2009 is celebrating more than just Edgar Poe. Another figure who celebrates a bicentennial this year is Sophia Amelia Peabody, later Mrs. Nathaniel Hawthorne. I have no evidence that Sophia (pronounced with a hard i as So-fy-uh) interacted with Poe. But, it's interesting to consider what's happening in Hawthorne's home life while he interacts with Poe.
The April 1842 issue of Graham's Magazine included a brief preliminary review of Hawthorne's Twice-Told Tales, followed the next month by a more substantial full review. Hawthorne was living at the Utopian community Brook Farm, an ultimately unsuccessful Transcendental experiment. Hawthorne wasn't a believer in the experiment, but joined in the hopes of making enough money to support his future wife Sophia. He moved out in October. A few months later, Hawthorne published a humorous sketch on his contemporaries called "The Hall of Fantasy" in the February 1843 issue of James Russell Lowell's The Pioneer. The "Hall" of the title is the haven of quality writing that minor writers aspire to. "Mr. Poe," he wrote, "had gained ready admittance for the sake of his imagination, but was threatened with ejectment, as belonging to the obnoxious class of critics."* Poe's poem "Lenore" was published in the same issue.

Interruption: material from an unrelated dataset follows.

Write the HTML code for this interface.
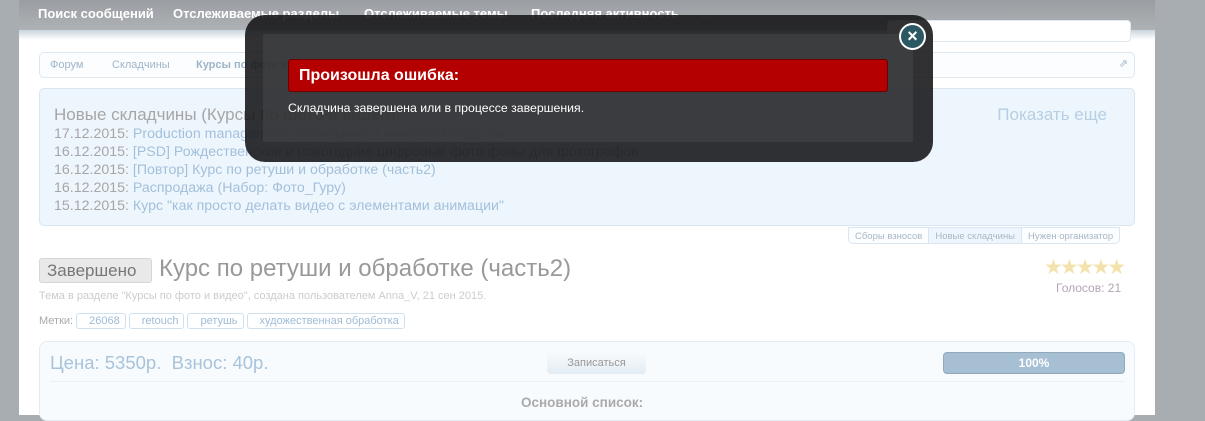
<!DOCTYPE html>
<html><head><meta charset="utf-8"><style>
*{margin:0;padding:0;box-sizing:border-box}
body{width:1205px;height:415px;overflow:hidden;background:#a7adb0;font-family:"Liberation Sans",sans-serif;position:relative}
.nav{position:absolute;left:19px;top:0;width:1136px;height:30px;background:linear-gradient(#9a9ea2,#aeb2b5);}
.nav span{position:absolute;top:6px;color:#fff;font-weight:bold;font-size:13px}
.page{position:absolute;left:19px;top:30px;width:1136px;height:385px;background:#fff}
.strip{position:absolute;left:19px;top:30px;width:1136px;height:10px;background:linear-gradient(#c9d6de,#fff)}
.abs{position:absolute}
.bc{left:39px;top:52px;width:1096px;height:26px;border:1px solid #dbe7f1;border-radius:5px;background:#fbfdff;font-size:11px;color:#9eb5c8}
.box{left:39px;top:88px;width:1096px;height:138px;border:1px solid #d9e6f1;border-radius:5px;background:#eef6fd}
.box .l{position:absolute;left:14px;font-size:14.2px;color:#a6a6a6}
.box .l a{color:#a3c0db}
.tabs{left:848px;top:227px;height:17px;border:1px solid #d9e6f1;border-radius:0 0 5px 5px;font-size:9.5px;color:#a8b8c5;background:#fbfdff;display:flex}
.tabs div{padding:3px 6px;border-right:1px solid #d9e6f1}
.tag{display:inline-block;border:1px solid #cfe0ee;border-radius:3px;padding:1px 5px 1px 12px;font-size:11px;color:#9ebbd6;margin-right:3px}
.modal{left:245px;top:15px;width:688px;height:147px;background:rgba(20,21,23,0.88);border-radius:20px}
.inner{left:263px;top:34px;width:650px;height:108px;background:rgba(70,71,73,0.55)}
.red{left:288px;top:59px;width:600px;height:33px;background:#b40000;border:1px solid #6e0000;border-radius:3px;color:#fff;font-weight:bold;font-size:16px;padding:7px 10px}
.close{left:899px;top:23px;width:27px;height:27px;border-radius:50%;background:#2c5864;border:2px solid #fff;color:#fff;font-size:18px;text-align:center;line-height:22px;font-weight:bold}
</style></head><body>
<div class="nav"><span style="left:19px">Поиск сообщений</span><span style="left:154px">Отслеживаемые разделы</span><span style="left:345px">Отслеживаемые темы</span><span style="left:512px">Последняя активность</span><span style="left:682px;color:#ccc">...</span></div>
<div class="page"></div>
<div class="strip"></div>
<div class="abs" style="left:887px;top:20px;width:244px;height:22px;border:1px solid #dfe8ee;border-radius:4px;background:#fff"></div>
<div class="abs bc"><span class="abs" style="left:10px;top:6px">Форум</span><span class="abs" style="left:72px;top:6px">Складчины</span><span class="abs" style="left:156px;top:6px;font-weight:bold">Курсы по фото и видео</span><span class="abs" style="right:6px;top:4px;font-size:11px">⇗</span></div>
<div class="abs box">
<div class="l" style="top:16px;font-size:17px">Новые складчины (Курсы по фото и видео):</div>
<div class="abs" style="right:27px;top:16px;font-size:17px;color:#b6cfe2">Показать еще</div>
<div class="l" style="top:37px">17.12.2015: <a>Production management. Менеджмент кинопроизводства</a></div>
<div class="l" style="top:55px">16.12.2015: <a>[PSD] Рождественские и новогодние цифровые фото фоны для фотографов</a></div>
<div class="l" style="top:73px">16.12.2015: <a>[Повтор] Курс по ретуши и обработке (часть2)</a></div>
<div class="l" style="top:91px">16.12.2015: <a>Распродажа (Набор: Фото_Гуру)</a></div>
<div class="l" style="top:109px">15.12.2015: <a>Курс "как просто делать видео с элементами анимации"</a></div>
</div>
<div class="abs tabs"><div>Сборы взносов</div><div style="background:#eef6fd">Новые складчины</div><div style="border:0">Нужен организатор</div></div>
<div class="abs" style="left:39px;top:258px;width:113px;height:25px;background:#e9e9e9;border:1px solid #d6d6d6;border-radius:3px;font-size:17px;color:#777;padding:2px 7px">Завершено</div>
<div class="abs" style="left:159px;top:255px;font-size:24px;color:#999">Курс по ретуши и обработке (часть2)</div>
<div class="abs" style="left:39px;top:290px;font-size:11px;color:#ccc">Тема в разделе "Курсы по фото и видео", создана пользователем Anna_V, 21 сен 2015.</div>
<div class="abs" style="left:1044px;top:255px;font-size:21px;color:#f4e2ac;letter-spacing:-3px">★★★★★</div>
<div class="abs" style="left:1056px;top:281px;font-size:12px;color:#b2a4b2">Голосов: 21</div>
<div class="abs" style="left:39px;top:313px;font-size:11px;color:#aaa">Метки: <span class="tag">26068</span><span class="tag">retouch</span><span class="tag">ретушь</span><span class="tag">художественная обработка</span></div>
<div class="abs" style="left:39px;top:341px;width:1096px;height:80px;border:1px solid #e3ebf2;border-radius:8px;background:#f7fbfe"></div>
<div class="abs" style="left:50px;top:352px;font-size:18.5px;color:#a8c3da">Цена: 5350р.&nbsp; Взнос: 40р.</div>
<div class="abs" style="left:547px;top:352px;width:99px;height:22px;border-radius:4px;background:linear-gradient(#f9fbfd,#e3ecf4);font-size:11px;color:#999;text-align:center;line-height:22px">Записаться</div>
<div class="abs" style="left:943px;top:352px;width:182px;height:22px;border-radius:4px;background:#a6bfd3;border:1px solid #91a9bb;font-size:12px;color:#fff;font-weight:bold;text-align:center;line-height:20px">100%</div>
<div class="abs" style="left:50px;top:381px;width:1075px;height:1px;background:#eaf0f5"></div>
<div class="abs" style="left:521px;top:395px;font-size:13.5px;font-weight:bold;color:#aaa">Основной список:</div>
<div class="abs modal"></div>
<div class="abs inner"></div>
<div class="abs red">Произошла ошибка:</div>
<div class="abs" style="left:288px;top:101px;font-size:12.3px;color:#fff">Складчина завершена или в процессе завершения.</div>
<div class="abs close">×</div>
</body></html>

The issue impressed Poe enough that he wanted to include Hawthorne as a contributor to his dream journal, The Penn. He wrote to J. R. Lowell asking him to serve as an intermediary on March 27, 1843. By then, Hawthorne had been married to Sophia for about eight months. Two days earlier, Hawthorne had complained to his friend Horatio Bridge about his money situation. "I did not come to see you, because I was very short of cash — having been disappointed in money that I had expected from three or four sources." Those sources likely included Lowell's The Pioneer, which had already gone out of business after only three issues. His financial situation wasn't getting much better when his first child was born. Sophia Peabody Hawthorne gave birth to Una Hawthorne on born March 3, 1844, after a particularly difficult delivery. Five months later, Poe wrote to Lowell and asked, "Do you ever see Mr Hawthorne? He is a man of rare genius."

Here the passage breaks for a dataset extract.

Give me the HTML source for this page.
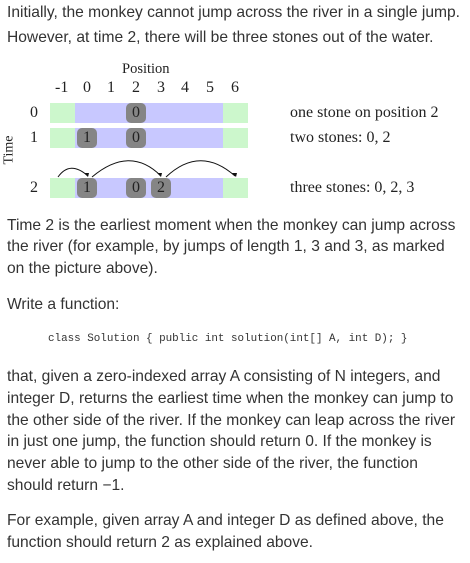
<!DOCTYPE html>
<html><head><style>
html,body{margin:0;padding:0;background:#fff;width:470px;height:563px;overflow:hidden;position:relative}
.t{position:absolute;left:7px;font:15.6px/1 "Liberation Sans",sans-serif;color:#333;white-space:nowrap}
.s{position:absolute;font:16px/1 "Liberation Serif",serif;color:#222;white-space:nowrap}
.code{position:absolute;left:48px;top:334px;font:10.9px/1 "Liberation Mono",monospace;color:#333;white-space:nowrap}
.bar{position:absolute;height:20px}
.g{background:#ccf7cc}.b{background:#c8c8ff}
.st{position:absolute;width:20px;height:20px;background:#858585;border-radius:5px;font:16px/20px "Liberation Serif",serif;color:#222;text-align:center}
</style></head><body>
<div class="t" style="top:5px">Initially, the monkey cannot jump across the river in a single jump.</div>
<div class="t" style="top:30px">However, at time 2, there will be three stones out of the water.</div>

<div class="s" style="left:122px;top:62px;font-size:14.5px">Position</div>
<div class="s" style="left:55px;top:80px">-1</div>
<div class="s" style="left:83px;top:80px">0</div>
<div class="s" style="left:107px;top:80px">1</div>
<div class="s" style="left:132px;top:80px">2</div>
<div class="s" style="left:157px;top:80px">3</div>
<div class="s" style="left:181px;top:80px">4</div>
<div class="s" style="left:206px;top:80px">5</div>
<div class="s" style="left:231px;top:80px">6</div>

<div class="s" style="left:30px;top:105px">0</div>
<div class="s" style="left:30px;top:130px">1</div>
<div class="s" style="left:30px;top:180px">2</div>
<div class="s" style="left:-5px;top:143px;transform:rotate(-90deg);font-size:14px">Time</div>

<div class="bar g" style="left:50px;width:25px;top:103px"></div><div class="bar b" style="left:75px;width:148px;top:103px"></div><div class="bar g" style="left:223px;width:25px;top:103px"></div>
<div class="bar g" style="left:50px;width:25px;top:128px"></div><div class="bar b" style="left:75px;width:148px;top:128px"></div><div class="bar g" style="left:223px;width:25px;top:128px"></div>
<div class="bar g" style="left:50px;width:25px;top:178px"></div><div class="bar b" style="left:75px;width:148px;top:178px"></div><div class="bar g" style="left:223px;width:25px;top:178px"></div>

<div class="st" style="left:126px;top:103px">0</div>
<div class="st" style="left:77px;top:128px">1</div>
<div class="st" style="left:126px;top:128px">0</div>
<div class="st" style="left:77px;top:178px">1</div>
<div class="st" style="left:126px;top:178px">0</div>
<div class="st" style="left:151px;top:178px">2</div>

<svg style="position:absolute;left:0;top:0" width="260" height="200">
<g fill="none" stroke="#111" stroke-width="1">
<path d="M58 177 Q70 160 88 176"/>
<path d="M92 177 Q130 145 161 176"/>
<path d="M166 177 Q200 145 235 176"/>
</g>
<g fill="#111"><path d="M88 177 l-4 -4 l5 0 z"/><path d="M161 177 l-4 -4 l5 0 z"/><path d="M236 177 l-4 -4 l5 0 z"/></g>
</svg>

<div class="s" style="left:290px;top:105px">one stone on position 2</div>
<div class="s" style="left:290px;top:130px">two stones: 0, 2</div>
<div class="s" style="left:290px;top:180px">three stones: 0, 2, 3</div>

<div class="t" style="top:218px">Time 2 is the earliest moment when the monkey can jump across</div>
<div class="t" style="top:239px">the river (for example, by jumps of length 1, 3 and 3, as marked</div>
<div class="t" style="top:261px">on the picture above).</div>
<div class="t" style="top:297px">Write a function:</div>
<div class="code">class Solution { public int solution(int[] A, int D); }</div>
<div class="t" style="top:369px">that, given a zero-indexed array A consisting of N integers, and</div>
<div class="t" style="top:391px">integer D, returns the earliest time when the monkey can jump to</div>
<div class="t" style="top:413px">the other side of the river. If the monkey can leap across the river</div>
<div class="t" style="top:434px">in just one jump, the function should return 0. If the monkey is</div>
<div class="t" style="top:456px">never able to jump to the other side of the river, the function</div>
<div class="t" style="top:478px">should return −1.</div>
<div class="t" style="top:513px">For example, given array A and integer D as defined above, the</div>
<div class="t" style="top:535px">function should return 2 as explained above.</div>
</body></html>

Hawthorne's great letter to Poe was written from Salem, MA on June 17, 1846. In it, he informs Poe of the upcoming publication of Mosses from an Old Manse and praises Poe's ability to write tales (with a minor pot-shot at Poe's criticism). Five days later, his son Julian Hawthorne was born. After some delay, Godey's Lady's Book published Poe's essay "Tale-Writing — Nathaniel Hawthorne" in its November 1847 issue. By this time, Hawthorne's financial stress was alleviated by a government-appointed job at the Salem Custom-House. The job provided him decent income, but also stymied his literary output; he was forced out of the job in 1848.

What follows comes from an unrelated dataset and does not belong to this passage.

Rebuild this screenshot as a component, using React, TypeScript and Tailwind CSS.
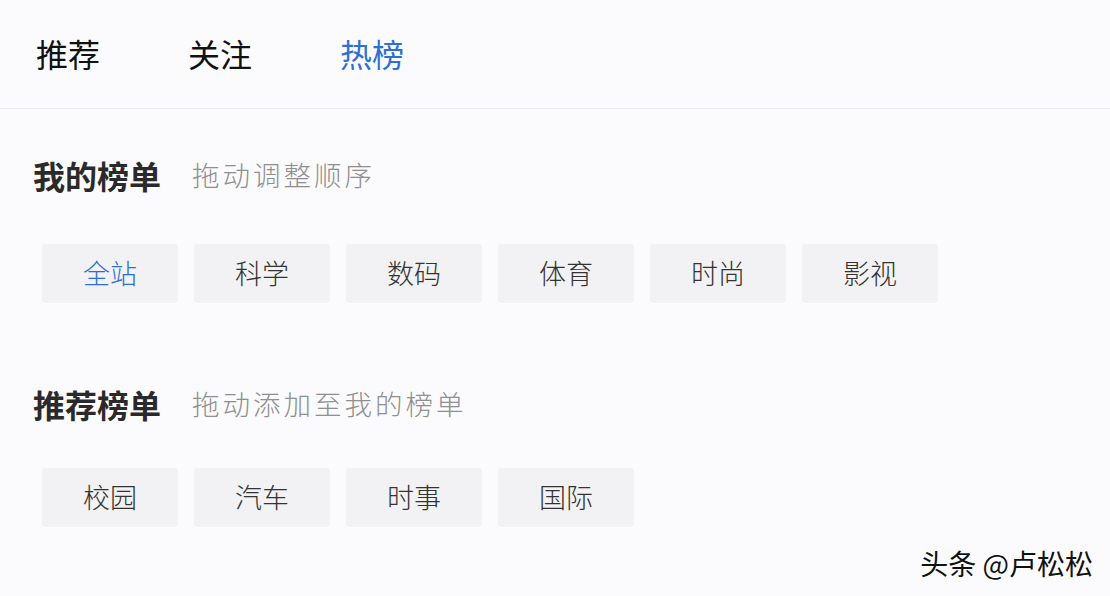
const tabs = [
  { label: "推荐", active: false },
  { label: "关注", active: false },
  { label: "热榜", active: true },
];

const mine = ["全站", "科学", "数码", "体育", "时尚", "影视"];
const recommended = ["校园", "汽车", "时事", "国际"];

const font = { fontFamily: '"Microsoft YaHei", "Noto Sans CJK SC", "Noto Sans", sans-serif' };

function Chip({ label, active }: { label: string; active?: boolean }) {
  return (
    <div
      className={`w-[136px] h-[59px] flex items-center justify-center rounded-[3px] bg-[#f2f2f4] text-[27px] font-light ${
        active ? "text-[#2f6fd2]" : "text-[#333]"
      }`}
    >
      {label}
    </div>
  );
}

function Section({
  title,
  hint,
  items,
  top,
  gap,
}: {
  title: string;
  hint: string;
  items: string[];
  top: string;
  gap: string;
}) {
  return (
    <section className={top}>
      <div className="flex items-center h-[40px] pl-[33px]">
        <h2 className="text-[32px] font-bold text-[#2a2a2a]">{title}</h2>
        <span className="ml-[31px] text-[27.5px] font-light text-[#8f8f8f] tracking-[3px]">{hint}</span>
      </div>
      <div className={`flex gap-[16px] pl-[42px] ${gap}`}>
        {items.map((item, i) => (
          <Chip key={item} label={item} active={items === mine && i === 0} />
        ))}
      </div>
    </section>
  );
}

export default function App() {
  return (
    <div className="w-[1110px] h-[596px] bg-[#fbfbfd] relative overflow-hidden" style={font}>
      <header className="h-[109px] flex items-center pl-[36px] pb-[2px] border-b border-[#ececf0]">
        {tabs.map((tab, i) => (
          <div
            key={tab.label}
            className={`text-[32px] ${tab.active ? "text-[#2f6fd2]" : "text-[#111]"} ${
              i > 0 ? "ml-[88px]" : ""
            }`}
          >
            {tab.label}
          </div>
        ))}
      </header>
      <Section title="我的榜单" hint="拖动调整顺序" items={mine} top="mt-[46px]" gap="mt-[49px]" />
      <Section title="推荐榜单" hint="拖动添加至我的榜单" items={recommended} top="mt-[81px]" gap="mt-[44px]" />
      <div
        className="absolute right-[17px] bottom-[12px] text-[28px] text-[#111] [text-shadow:1px_1px_0_#fff,-1px_-1px_0_#fff]"
      >
        头条 @卢松松
      </div>
    </div>
  );
}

Poe died in 1849, a year before the publication of Hawthorne's life-changing work, The Scarlet Letter. I can only speculate what Poe would have thought of the book. My guess is that he wouldn't have cared much for it. The heavy moral tone goes against Poe's theory of the "heresy of the didactic," not to mention how difficult it is to find a novel which Poe liked in general.
Anyway, happy 200th birthday to Sophia Amelia Peabody Hawthorne.
*When republished in Mosses from an Old Manse, Hawthorne excised many of these references. Though he meant it all in good spirit, Hawthorne's use of real names may have impeded his attempts at making money off his writing.